◆ Work to complete ◆
List all the lines in these records that hold "this".
* Start *
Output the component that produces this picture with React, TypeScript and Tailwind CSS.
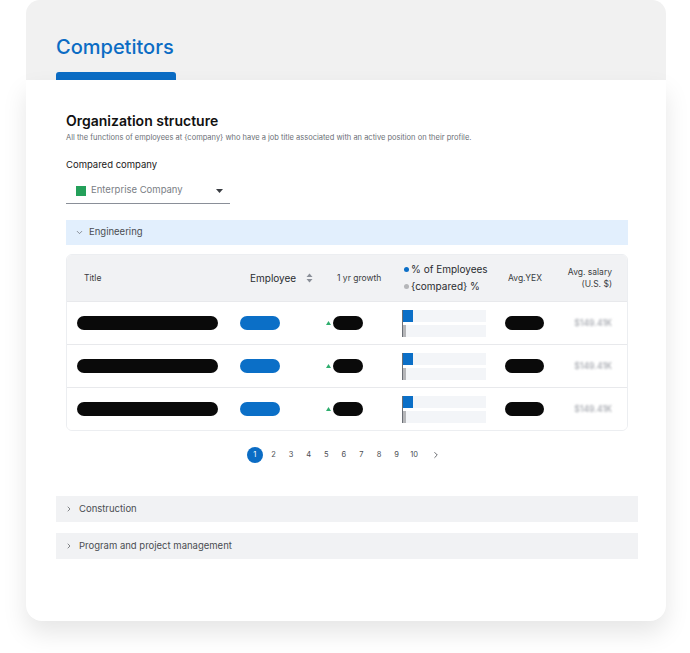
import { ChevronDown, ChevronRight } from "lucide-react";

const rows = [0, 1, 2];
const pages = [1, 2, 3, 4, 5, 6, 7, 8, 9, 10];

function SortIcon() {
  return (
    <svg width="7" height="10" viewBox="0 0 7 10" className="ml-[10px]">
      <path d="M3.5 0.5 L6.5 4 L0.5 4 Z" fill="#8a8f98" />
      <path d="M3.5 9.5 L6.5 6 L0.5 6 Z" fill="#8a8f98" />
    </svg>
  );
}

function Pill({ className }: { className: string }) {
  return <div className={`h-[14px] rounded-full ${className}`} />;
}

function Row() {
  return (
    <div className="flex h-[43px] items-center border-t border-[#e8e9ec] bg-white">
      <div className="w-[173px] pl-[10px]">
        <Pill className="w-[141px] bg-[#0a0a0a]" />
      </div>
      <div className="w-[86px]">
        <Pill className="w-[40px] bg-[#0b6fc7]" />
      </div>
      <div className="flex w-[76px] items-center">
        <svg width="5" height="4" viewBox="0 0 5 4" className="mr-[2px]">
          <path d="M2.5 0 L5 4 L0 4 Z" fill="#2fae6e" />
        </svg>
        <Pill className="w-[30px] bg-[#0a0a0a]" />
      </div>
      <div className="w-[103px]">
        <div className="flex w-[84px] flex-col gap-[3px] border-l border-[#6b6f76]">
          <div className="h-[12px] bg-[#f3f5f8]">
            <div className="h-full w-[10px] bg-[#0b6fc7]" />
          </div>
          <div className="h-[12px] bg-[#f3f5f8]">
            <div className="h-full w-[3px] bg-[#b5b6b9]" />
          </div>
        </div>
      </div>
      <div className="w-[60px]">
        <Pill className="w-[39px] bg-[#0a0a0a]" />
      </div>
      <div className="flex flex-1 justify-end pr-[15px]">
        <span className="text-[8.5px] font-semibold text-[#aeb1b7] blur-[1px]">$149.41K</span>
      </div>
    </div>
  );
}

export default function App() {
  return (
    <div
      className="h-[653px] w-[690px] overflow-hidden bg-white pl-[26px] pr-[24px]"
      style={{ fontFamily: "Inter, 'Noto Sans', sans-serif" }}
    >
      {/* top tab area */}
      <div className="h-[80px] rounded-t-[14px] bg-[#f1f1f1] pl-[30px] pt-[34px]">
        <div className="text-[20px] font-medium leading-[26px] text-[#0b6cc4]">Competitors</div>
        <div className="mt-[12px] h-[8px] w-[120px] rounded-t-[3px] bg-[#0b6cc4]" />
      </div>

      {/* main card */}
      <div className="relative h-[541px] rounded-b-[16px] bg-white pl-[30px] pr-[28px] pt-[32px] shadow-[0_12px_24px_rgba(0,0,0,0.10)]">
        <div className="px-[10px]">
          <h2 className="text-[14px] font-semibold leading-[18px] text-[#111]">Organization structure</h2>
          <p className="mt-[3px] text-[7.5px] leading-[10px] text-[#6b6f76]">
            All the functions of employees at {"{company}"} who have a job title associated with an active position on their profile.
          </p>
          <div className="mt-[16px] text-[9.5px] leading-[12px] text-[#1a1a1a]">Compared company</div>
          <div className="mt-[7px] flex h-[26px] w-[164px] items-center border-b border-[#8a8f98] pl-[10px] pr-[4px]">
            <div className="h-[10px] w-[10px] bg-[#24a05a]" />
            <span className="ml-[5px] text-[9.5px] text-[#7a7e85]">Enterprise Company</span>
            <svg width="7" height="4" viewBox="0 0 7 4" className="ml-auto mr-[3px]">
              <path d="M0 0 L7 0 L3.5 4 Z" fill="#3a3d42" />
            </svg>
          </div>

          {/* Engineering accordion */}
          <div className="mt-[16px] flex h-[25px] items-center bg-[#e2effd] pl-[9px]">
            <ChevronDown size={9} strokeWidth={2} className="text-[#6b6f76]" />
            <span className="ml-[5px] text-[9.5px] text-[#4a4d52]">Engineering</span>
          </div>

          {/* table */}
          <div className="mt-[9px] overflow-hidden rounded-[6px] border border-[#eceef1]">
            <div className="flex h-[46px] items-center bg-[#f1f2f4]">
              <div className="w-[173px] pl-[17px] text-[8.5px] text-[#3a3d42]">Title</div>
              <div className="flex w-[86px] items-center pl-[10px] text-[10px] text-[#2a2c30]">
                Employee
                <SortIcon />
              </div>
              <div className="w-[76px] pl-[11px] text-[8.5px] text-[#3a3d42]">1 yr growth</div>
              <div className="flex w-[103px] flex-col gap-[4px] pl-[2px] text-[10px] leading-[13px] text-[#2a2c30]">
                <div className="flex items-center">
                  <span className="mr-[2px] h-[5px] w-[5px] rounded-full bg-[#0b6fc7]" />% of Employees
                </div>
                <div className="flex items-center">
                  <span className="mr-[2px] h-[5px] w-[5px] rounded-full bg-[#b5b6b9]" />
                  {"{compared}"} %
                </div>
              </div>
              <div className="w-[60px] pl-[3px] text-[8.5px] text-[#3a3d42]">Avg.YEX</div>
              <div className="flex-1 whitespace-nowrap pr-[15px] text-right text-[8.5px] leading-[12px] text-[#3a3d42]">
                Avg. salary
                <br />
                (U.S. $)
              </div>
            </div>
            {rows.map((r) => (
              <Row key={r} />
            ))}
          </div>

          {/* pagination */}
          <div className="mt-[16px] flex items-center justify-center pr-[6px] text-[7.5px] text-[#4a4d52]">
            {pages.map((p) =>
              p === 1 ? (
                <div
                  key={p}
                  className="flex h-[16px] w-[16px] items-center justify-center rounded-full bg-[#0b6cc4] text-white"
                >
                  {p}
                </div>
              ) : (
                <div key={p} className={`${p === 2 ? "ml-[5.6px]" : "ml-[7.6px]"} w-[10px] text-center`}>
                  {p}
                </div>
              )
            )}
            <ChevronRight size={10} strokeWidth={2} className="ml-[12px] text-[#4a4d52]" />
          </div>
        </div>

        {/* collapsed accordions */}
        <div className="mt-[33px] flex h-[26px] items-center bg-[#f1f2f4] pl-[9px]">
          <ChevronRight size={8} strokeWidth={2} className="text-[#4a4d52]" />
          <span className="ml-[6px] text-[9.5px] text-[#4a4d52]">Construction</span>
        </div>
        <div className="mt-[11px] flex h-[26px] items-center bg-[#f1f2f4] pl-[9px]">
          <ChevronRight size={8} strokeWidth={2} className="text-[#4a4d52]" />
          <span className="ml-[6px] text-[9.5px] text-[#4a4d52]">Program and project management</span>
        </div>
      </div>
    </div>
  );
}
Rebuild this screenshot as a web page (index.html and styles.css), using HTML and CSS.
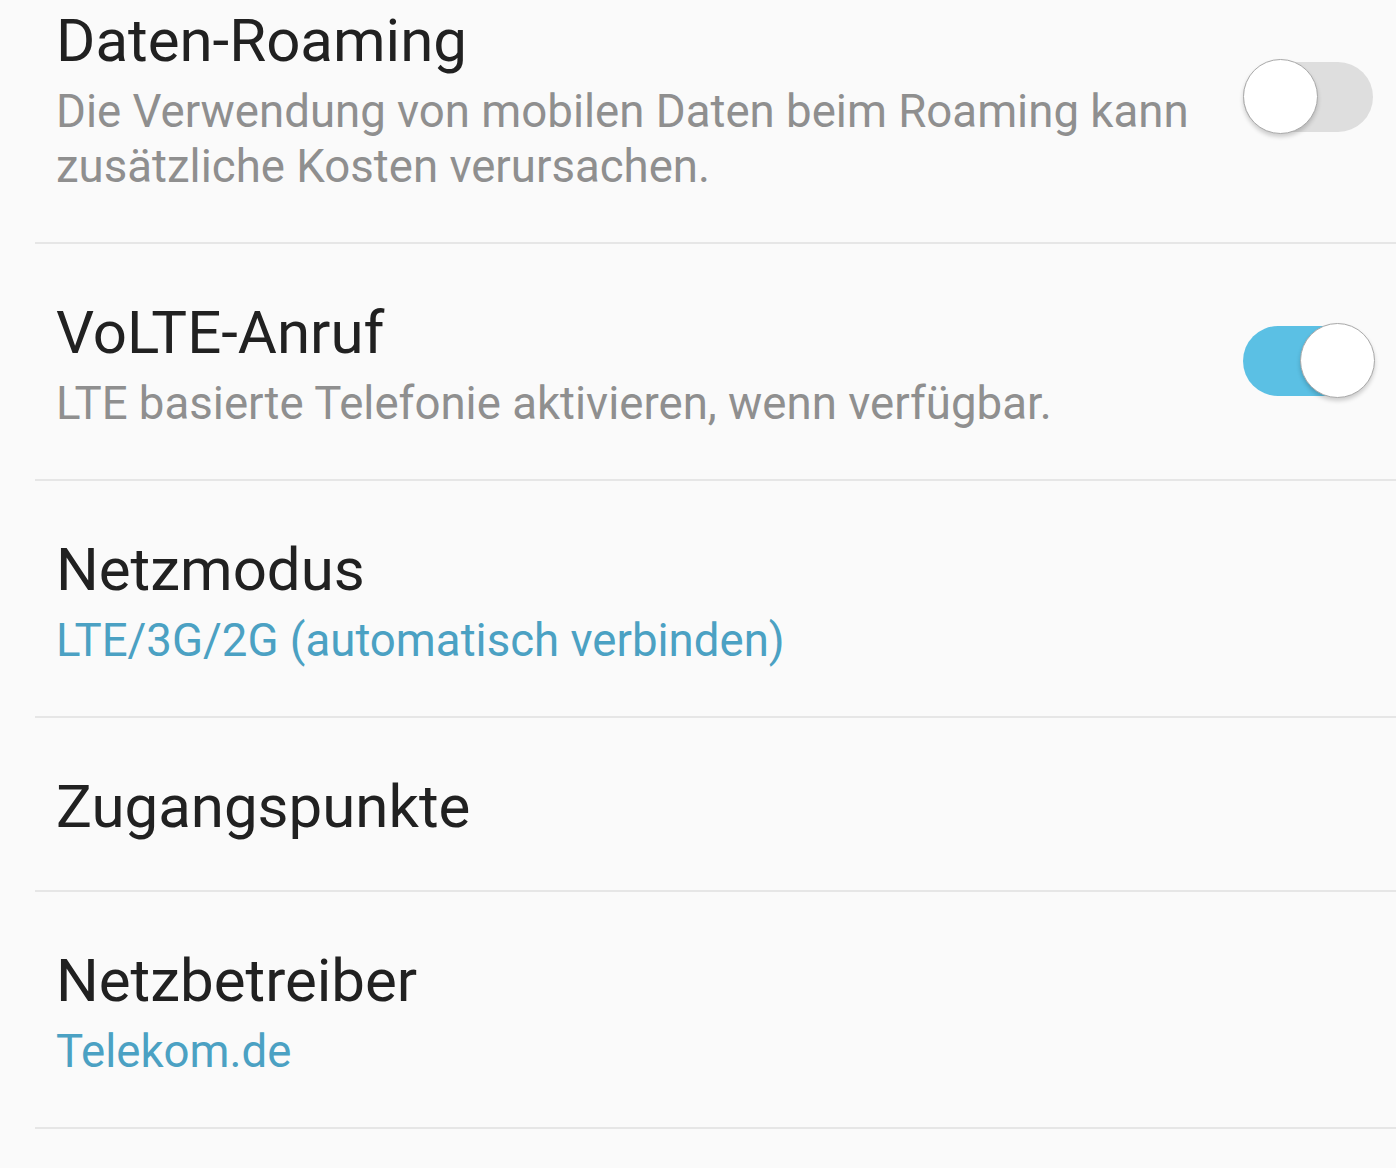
* End *
◆ Complete output ◆
Output the component that produces this picture with React, TypeScript and Tailwind CSS.
Rebuild this screenshot as a web page (index.html and styles.css), using HTML and CSS.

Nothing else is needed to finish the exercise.